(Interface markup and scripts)

_ _ _ _

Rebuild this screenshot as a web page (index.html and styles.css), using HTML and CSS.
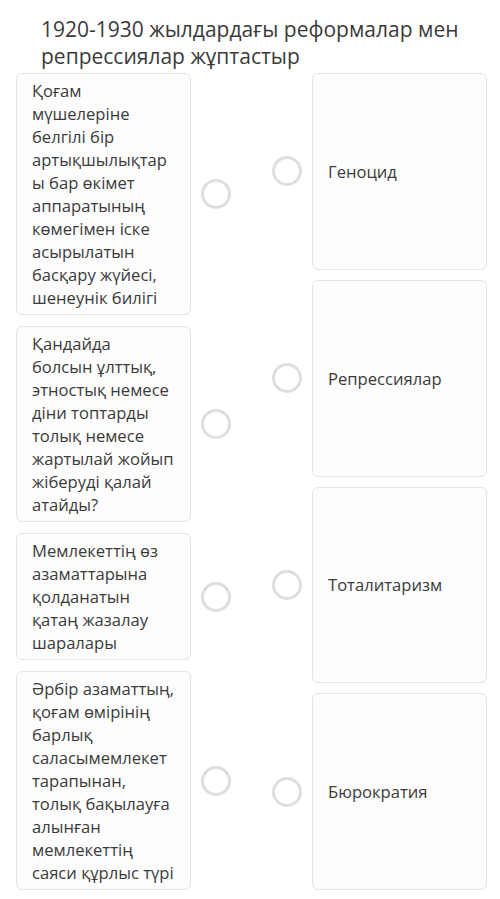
FILE: index.html
```html
<!DOCTYPE html>
<html lang="kk">
<head>
    <meta charset="UTF-8">
    <meta name="viewport" content="width=device-width, initial-scale=1.0">
    <title>Сәйкестендіру</title>
    <link rel="stylesheet" href="styles.css">
</head>
<body>
    <div class="quiz">
        <h1 class="title">1920-1930 жылдардағы реформалар мен репрессиялар жұптастыр</h1>

        <div class="match">
            <!-- left column: definitions -->
            <div class="col">
                <div class="pair">
                    <div class="card">Қоғам мүшелеріне белгілі бір артықшылықтар ы бар өкімет аппаратының көмегімен іске асырылатын басқару жүйесі, шенеунік билігі</div>
                    <span class="dot"></span>
                </div>
                <div class="pair">
                    <div class="card">Қандайда<br>болсын ұлттық, этностық немесе діни топтарды толық немесе жартылай жойып жіберуді қалай атайды?</div>
                    <span class="dot"></span>
                </div>
                <div class="pair">
                    <div class="card">Мемлекеттің өз азаматтарына қолданатын қатаң жазалау шаралары</div>
                    <span class="dot"></span>
                </div>
                <div class="pair">
                    <div class="card">Әрбір азаматтың, қоғам өмірінің барлық саласымемлекет тарапынан, толық бақылауға алынған мемлекеттің саяси құрлыс түрі</div>
                    <span class="dot"></span>
                </div>
            </div>

            <!-- right column: terms -->
            <div class="col col-right">
                <div class="pair">
                    <span class="dot"></span>
                    <div class="card">Геноцид</div>
                </div>
                <div class="pair">
                    <span class="dot"></span>
                    <div class="card">Репрессиялар</div>
                </div>
                <div class="pair">
                    <span class="dot"></span>
                    <div class="card">Тоталитаризм</div>
                </div>
                <div class="pair">
                    <span class="dot"></span>
                    <div class="card">Бюрократия</div>
                </div>
            </div>
        </div>
    </div>
</body>
</html>
```

FILE: styles.css
```css
body {
    margin: 0;
    background-color: #fff;
    font-family: "Open Sans", "Noto Sans", sans-serif;
    color: #3b3b3b;
}
.quiz {
    width: 500px;
}
.title {
    margin: 16px 0 3px;
    padding: 0 20px 0 41px;
    font-size: 21px;
    line-height: 27px;
    font-weight: 400;
    color: #3a3a3a;
}
.match {
    display: grid;
    grid-template-columns: 215px 215px;
    column-gap: 41px;
    padding-left: 16px;
}
.col {
    display: flex;
    flex-direction: column;
    gap: 11px;
}
.col-right {
    gap: 10px;
}
.pair {
    display: flex;
    align-items: center;
    gap: 10px;
}
.col-right .pair {
    flex: 1;
    align-items: stretch;
}
.col-right .dot {
    align-self: center;
}
.card {
    flex: 0 0 175px;
    box-sizing: border-box;
    padding: 5px 12px 5px 15px;
    border: 1px solid #e4e4e4;
    border-radius: 6px;
    background-color: #fdfdfd;
    font-size: 16.6px;
    line-height: 23px;
}
.col-right .card {
    display: flex;
    align-items: center;
}
.dot {
    flex: 0 0 30px;
    width: 30px;
    height: 30px;
    box-sizing: border-box;
    border: 3px solid #dedede;
    border-radius: 50%;
    background-color: #fff;
}
```
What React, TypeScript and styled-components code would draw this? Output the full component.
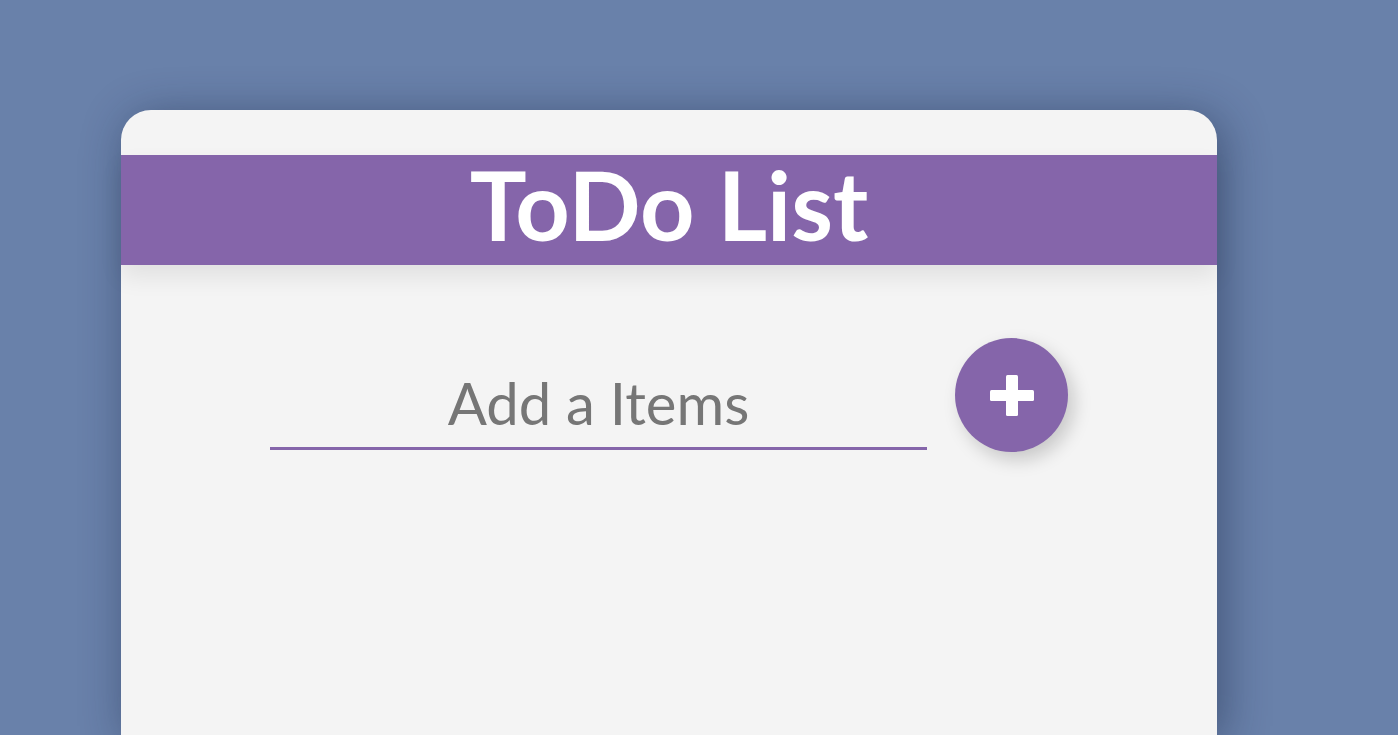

_ _ _ _

• [Set exercise]: Write the entries above out again exactly, but not the pictures.

• [Answer to this exercise]:
Rebuild this screenshot as a web page (index.html and styles.css), using HTML and CSS.
FILE: index.html
```html
<!DOCTYPE html>
<html lang="kk">
<head>
    <meta charset="UTF-8">
    <meta name="viewport" content="width=device-width, initial-scale=1.0">
    <title>Сәйкестендіру</title>
    <link rel="stylesheet" href="styles.css">
</head>
<body>
    <div class="quiz">
        <h1 class="title">1920-1930 жылдардағы реформалар мен репрессиялар жұптастыр</h1>

        <div class="match">
            <!-- left column: definitions -->
            <div class="col">
                <div class="pair">
                    <div class="card">Қоғам мүшелеріне белгілі бір артықшылықтар ы бар өкімет аппаратының көмегімен іске асырылатын басқару жүйесі, шенеунік билігі</div>
                    <span class="dot"></span>
                </div>
                <div class="pair">
                    <div class="card">Қандайда<br>болсын ұлттық, этностық немесе діни топтарды толық немесе жартылай жойып жіберуді қалай атайды?</div>
                    <span class="dot"></span>
                </div>
                <div class="pair">
                    <div class="card">Мемлекеттің өз азаматтарына қолданатын қатаң жазалау шаралары</div>
                    <span class="dot"></span>
                </div>
                <div class="pair">
                    <div class="card">Әрбір азаматтың, қоғам өмірінің барлық саласымемлекет тарапынан, толық бақылауға алынған мемлекеттің саяси құрлыс түрі</div>
                    <span class="dot"></span>
                </div>
            </div>

            <!-- right column: terms -->
            <div class="col col-right">
                <div class="pair">
                    <span class="dot"></span>
                    <div class="card">Геноцид</div>
                </div>
                <div class="pair">
                    <span class="dot"></span>
                    <div class="card">Репрессиялар</div>
                </div>
                <div class="pair">
                    <span class="dot"></span>
                    <div class="card">Тоталитаризм</div>
                </div>
                <div class="pair">
                    <span class="dot"></span>
                    <div class="card">Бюрократия</div>
                </div>
            </div>
        </div>
    </div>
</body>
</html>
```

FILE: styles.css
```css
body {
    margin: 0;
    background-color: #fff;
    font-family: "Open Sans", "Noto Sans", sans-serif;
    color: #3b3b3b;
}
.quiz {
    width: 500px;
}
.title {
    margin: 16px 0 3px;
    padding: 0 20px 0 41px;
    font-size: 21px;
    line-height: 27px;
    font-weight: 400;
    color: #3a3a3a;
}
.match {
    display: grid;
    grid-template-columns: 215px 215px;
    column-gap: 41px;
    padding-left: 16px;
}
.col {
    display: flex;
    flex-direction: column;
    gap: 11px;
}
.col-right {
    gap: 10px;
}
.pair {
    display: flex;
    align-items: center;
    gap: 10px;
}
.col-right .pair {
    flex: 1;
    align-items: stretch;
}
.col-right .dot {
    align-self: center;
}
.card {
    flex: 0 0 175px;
    box-sizing: border-box;
    padding: 5px 12px 5px 15px;
    border: 1px solid #e4e4e4;
    border-radius: 6px;
    background-color: #fdfdfd;
    font-size: 16.6px;
    line-height: 23px;
}
.col-right .card {
    display: flex;
    align-items: center;
}
.dot {
    flex: 0 0 30px;
    width: 30px;
    height: 30px;
    box-sizing: border-box;
    border: 3px solid #dedede;
    border-radius: 50%;
    background-color: #fff;
}
```
What React, TypeScript and styled-components code would draw this? Output the full component.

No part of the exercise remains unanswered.